Written task:
In the material below, the lines containing the word "page" are required; copy each of them.
** START OF Records for the task **
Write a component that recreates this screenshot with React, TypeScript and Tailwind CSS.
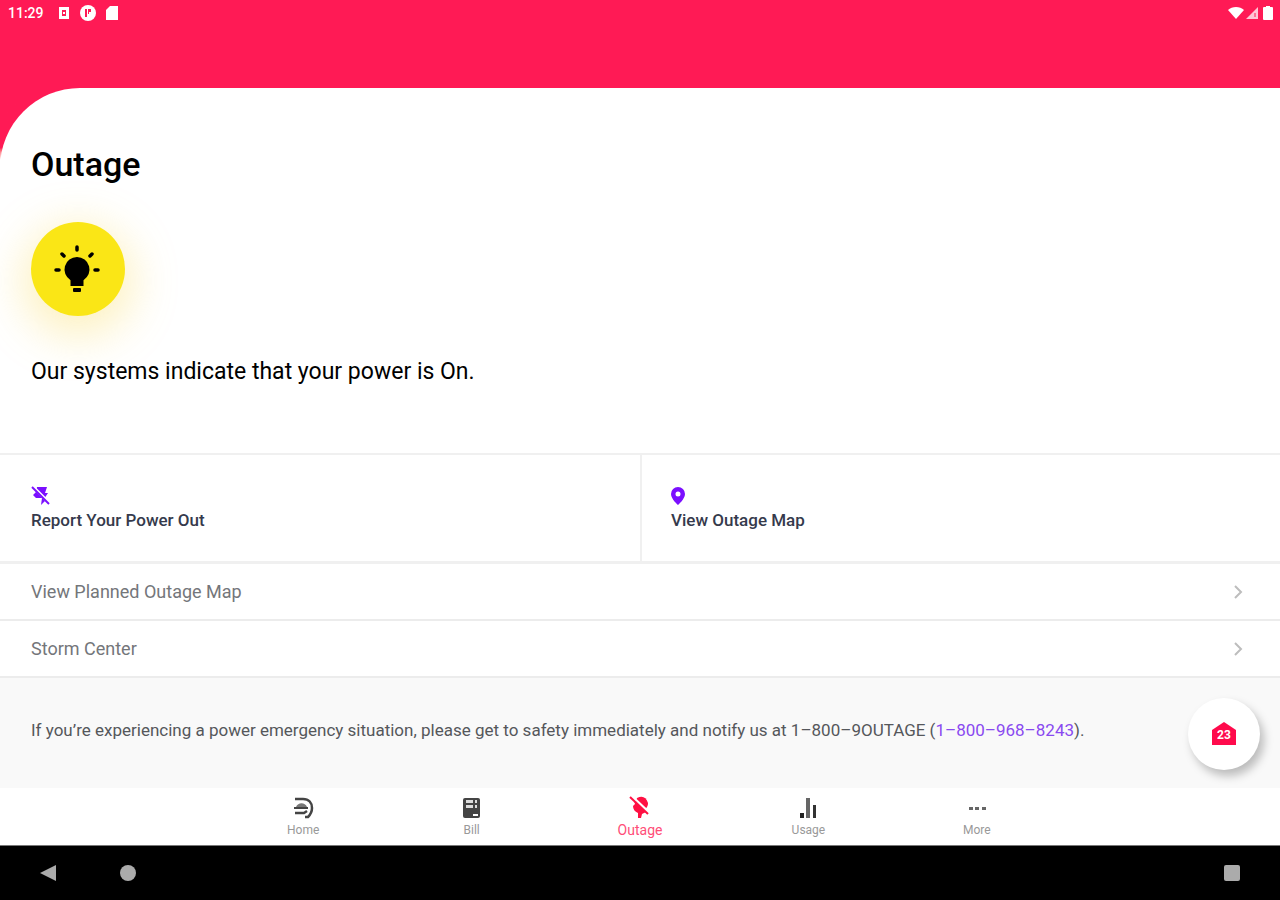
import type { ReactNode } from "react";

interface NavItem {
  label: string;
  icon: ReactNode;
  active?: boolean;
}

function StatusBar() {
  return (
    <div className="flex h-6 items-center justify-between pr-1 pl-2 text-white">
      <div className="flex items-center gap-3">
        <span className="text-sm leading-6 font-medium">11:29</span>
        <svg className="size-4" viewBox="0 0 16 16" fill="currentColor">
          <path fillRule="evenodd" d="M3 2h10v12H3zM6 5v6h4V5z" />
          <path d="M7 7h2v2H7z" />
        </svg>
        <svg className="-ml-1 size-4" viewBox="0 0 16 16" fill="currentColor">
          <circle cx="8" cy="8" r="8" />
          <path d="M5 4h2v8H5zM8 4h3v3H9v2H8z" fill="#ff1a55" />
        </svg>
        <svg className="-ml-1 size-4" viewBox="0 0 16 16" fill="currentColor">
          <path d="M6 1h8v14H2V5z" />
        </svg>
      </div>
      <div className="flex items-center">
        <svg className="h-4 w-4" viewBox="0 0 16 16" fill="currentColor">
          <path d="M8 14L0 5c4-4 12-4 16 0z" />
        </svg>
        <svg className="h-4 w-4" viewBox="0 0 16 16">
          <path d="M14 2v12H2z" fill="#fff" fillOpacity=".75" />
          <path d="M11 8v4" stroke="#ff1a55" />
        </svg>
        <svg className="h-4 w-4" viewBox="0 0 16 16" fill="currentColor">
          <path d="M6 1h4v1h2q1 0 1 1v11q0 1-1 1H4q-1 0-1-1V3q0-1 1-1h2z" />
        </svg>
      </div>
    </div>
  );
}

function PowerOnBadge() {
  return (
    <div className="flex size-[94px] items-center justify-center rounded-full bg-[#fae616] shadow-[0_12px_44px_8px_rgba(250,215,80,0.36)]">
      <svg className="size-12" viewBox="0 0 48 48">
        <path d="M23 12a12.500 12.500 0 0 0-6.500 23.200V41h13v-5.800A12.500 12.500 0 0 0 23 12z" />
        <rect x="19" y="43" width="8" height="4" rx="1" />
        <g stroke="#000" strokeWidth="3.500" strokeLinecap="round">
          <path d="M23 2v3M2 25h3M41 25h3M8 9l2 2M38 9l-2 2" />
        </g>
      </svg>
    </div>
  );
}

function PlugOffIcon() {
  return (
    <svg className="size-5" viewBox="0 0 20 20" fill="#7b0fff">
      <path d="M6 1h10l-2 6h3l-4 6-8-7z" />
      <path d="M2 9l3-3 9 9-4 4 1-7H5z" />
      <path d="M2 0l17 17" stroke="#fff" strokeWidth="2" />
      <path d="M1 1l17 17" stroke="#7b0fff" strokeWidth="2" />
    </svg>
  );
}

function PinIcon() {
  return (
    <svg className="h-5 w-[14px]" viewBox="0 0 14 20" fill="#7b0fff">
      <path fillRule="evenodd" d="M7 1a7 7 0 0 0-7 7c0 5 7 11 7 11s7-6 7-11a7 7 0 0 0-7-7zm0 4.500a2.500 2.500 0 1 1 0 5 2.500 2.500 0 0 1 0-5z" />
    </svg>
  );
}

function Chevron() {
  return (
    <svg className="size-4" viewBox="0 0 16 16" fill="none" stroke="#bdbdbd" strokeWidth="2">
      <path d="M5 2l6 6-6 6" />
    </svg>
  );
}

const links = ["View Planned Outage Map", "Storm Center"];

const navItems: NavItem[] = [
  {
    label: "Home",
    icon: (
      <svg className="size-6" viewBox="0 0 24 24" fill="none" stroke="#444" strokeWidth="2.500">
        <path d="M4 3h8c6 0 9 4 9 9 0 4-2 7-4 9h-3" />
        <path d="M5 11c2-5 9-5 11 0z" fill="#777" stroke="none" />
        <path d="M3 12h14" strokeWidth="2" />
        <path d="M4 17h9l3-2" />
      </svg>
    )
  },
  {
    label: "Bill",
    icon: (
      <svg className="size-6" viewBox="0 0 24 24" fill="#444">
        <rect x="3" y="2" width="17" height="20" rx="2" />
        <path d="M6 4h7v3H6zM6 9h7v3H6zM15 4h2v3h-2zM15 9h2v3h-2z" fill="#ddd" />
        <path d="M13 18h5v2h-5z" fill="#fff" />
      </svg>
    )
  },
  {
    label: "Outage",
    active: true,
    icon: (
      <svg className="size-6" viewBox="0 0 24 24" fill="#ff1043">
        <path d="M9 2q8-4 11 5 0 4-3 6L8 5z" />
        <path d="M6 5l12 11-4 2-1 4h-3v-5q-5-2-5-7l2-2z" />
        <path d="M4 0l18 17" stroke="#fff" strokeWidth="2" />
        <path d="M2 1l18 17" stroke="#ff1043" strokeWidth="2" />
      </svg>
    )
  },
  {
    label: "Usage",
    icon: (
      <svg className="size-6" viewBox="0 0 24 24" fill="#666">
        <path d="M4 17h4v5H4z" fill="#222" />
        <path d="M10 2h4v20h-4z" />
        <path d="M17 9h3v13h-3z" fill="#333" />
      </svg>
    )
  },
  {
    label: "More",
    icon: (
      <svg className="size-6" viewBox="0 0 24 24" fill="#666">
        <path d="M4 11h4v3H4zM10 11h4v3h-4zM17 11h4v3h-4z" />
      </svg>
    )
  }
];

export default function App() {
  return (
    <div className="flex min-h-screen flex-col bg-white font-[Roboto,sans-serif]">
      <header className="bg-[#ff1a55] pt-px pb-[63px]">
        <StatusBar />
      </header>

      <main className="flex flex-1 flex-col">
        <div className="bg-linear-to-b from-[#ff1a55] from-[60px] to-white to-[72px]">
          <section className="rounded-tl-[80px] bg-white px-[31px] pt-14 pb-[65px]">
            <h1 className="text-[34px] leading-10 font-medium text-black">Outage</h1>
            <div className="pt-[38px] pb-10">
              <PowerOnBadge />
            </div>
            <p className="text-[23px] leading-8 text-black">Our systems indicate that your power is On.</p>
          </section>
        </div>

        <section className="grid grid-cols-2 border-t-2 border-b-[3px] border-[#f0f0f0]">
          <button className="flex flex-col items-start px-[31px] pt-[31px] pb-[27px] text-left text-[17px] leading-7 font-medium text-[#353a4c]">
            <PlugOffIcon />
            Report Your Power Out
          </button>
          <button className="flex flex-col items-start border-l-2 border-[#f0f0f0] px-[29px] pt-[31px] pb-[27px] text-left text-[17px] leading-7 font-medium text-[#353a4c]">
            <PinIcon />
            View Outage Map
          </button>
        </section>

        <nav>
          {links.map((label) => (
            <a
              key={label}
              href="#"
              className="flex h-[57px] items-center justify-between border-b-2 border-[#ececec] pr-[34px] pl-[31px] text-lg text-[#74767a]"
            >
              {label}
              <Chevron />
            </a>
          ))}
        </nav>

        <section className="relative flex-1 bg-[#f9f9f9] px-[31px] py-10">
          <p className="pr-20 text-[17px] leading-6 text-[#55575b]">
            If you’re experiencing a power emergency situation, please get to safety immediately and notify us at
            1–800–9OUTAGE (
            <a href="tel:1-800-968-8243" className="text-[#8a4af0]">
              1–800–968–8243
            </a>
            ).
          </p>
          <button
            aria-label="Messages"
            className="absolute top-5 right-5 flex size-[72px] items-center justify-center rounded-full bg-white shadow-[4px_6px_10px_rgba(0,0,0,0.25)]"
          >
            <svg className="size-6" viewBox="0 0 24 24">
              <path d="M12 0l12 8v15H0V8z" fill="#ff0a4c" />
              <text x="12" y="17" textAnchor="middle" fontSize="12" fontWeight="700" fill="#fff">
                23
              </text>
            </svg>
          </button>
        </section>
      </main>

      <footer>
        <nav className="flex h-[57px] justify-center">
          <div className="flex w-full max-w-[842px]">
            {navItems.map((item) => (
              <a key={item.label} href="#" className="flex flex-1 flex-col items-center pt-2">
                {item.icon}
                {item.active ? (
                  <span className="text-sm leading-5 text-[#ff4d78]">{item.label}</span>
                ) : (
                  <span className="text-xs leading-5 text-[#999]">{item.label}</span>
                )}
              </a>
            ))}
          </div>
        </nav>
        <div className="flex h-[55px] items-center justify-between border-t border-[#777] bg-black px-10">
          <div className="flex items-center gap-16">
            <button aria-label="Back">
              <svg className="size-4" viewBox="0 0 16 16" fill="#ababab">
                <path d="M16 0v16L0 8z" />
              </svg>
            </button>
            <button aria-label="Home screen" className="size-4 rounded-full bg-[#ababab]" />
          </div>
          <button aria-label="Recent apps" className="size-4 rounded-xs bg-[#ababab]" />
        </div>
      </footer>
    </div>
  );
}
** END OF Records for the task **
** START OF Records for the task **
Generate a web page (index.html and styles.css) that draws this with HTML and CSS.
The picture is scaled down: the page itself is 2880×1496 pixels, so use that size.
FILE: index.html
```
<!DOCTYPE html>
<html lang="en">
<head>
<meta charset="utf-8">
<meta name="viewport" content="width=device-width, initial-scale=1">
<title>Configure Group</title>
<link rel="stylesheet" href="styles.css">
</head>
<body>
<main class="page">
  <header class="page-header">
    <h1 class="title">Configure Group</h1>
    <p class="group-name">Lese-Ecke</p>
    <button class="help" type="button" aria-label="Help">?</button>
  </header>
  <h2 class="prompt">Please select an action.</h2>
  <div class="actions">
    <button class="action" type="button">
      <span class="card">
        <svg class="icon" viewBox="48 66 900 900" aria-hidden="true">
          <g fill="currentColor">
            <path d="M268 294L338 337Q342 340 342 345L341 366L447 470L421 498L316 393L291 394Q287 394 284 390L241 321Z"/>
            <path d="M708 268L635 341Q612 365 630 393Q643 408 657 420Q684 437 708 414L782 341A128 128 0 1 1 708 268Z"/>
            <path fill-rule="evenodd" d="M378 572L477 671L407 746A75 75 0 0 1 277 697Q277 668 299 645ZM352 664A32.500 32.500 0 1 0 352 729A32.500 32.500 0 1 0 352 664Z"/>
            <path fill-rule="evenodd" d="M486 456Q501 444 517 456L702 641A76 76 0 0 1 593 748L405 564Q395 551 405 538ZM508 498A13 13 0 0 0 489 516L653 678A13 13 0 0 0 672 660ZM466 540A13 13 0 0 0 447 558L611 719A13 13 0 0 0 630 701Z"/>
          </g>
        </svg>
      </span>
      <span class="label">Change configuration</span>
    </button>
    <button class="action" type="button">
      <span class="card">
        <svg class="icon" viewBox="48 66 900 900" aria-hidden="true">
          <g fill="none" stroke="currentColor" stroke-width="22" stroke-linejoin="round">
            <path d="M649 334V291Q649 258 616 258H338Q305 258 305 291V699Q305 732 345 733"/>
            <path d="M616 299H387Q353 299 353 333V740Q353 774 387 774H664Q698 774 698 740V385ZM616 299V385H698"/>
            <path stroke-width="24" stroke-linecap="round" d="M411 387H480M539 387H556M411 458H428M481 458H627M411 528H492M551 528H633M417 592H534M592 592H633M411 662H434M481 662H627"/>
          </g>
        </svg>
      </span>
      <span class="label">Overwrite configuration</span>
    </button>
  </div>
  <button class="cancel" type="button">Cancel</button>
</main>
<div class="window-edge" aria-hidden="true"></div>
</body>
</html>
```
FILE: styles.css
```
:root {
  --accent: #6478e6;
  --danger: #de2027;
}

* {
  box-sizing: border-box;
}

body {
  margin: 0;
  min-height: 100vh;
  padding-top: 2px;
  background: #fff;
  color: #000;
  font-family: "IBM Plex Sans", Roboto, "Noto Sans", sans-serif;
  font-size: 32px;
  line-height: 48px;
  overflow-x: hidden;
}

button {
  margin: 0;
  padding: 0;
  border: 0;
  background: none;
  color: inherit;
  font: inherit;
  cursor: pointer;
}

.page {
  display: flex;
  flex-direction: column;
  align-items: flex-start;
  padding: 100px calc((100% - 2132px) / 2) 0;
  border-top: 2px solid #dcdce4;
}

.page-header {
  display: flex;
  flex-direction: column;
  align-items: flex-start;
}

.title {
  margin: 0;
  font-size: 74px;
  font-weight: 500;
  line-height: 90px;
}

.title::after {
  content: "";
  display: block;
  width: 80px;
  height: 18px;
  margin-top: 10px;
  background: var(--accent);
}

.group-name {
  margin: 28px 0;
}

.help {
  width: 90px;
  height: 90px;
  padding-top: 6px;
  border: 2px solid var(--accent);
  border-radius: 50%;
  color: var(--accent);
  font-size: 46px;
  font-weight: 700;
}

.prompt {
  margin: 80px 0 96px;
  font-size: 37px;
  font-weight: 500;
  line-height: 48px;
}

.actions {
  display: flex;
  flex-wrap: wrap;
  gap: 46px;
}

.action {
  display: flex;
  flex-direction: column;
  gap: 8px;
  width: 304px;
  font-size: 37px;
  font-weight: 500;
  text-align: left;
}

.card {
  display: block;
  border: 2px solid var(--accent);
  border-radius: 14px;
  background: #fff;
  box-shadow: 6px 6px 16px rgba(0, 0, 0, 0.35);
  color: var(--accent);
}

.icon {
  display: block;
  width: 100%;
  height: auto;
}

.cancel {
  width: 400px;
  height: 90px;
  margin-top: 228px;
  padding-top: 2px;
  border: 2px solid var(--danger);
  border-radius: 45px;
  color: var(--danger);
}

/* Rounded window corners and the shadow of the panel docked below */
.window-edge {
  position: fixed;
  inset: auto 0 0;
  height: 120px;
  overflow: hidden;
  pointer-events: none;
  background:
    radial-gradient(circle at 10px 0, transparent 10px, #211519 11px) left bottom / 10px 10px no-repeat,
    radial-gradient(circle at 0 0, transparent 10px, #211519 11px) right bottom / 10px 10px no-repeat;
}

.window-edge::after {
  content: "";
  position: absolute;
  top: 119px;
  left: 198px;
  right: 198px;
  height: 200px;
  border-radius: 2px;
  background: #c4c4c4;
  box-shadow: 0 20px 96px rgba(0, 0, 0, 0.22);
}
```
** END OF Records for the task **
Solution to the problem:
Generate a web page (index.html and styles.css) that draws this with HTML and CSS.
The picture is scaled down: the page itself is 2880×1496 pixels, so use that size.
<main class="page">
  <header class="page-header">
.page {
.page-header {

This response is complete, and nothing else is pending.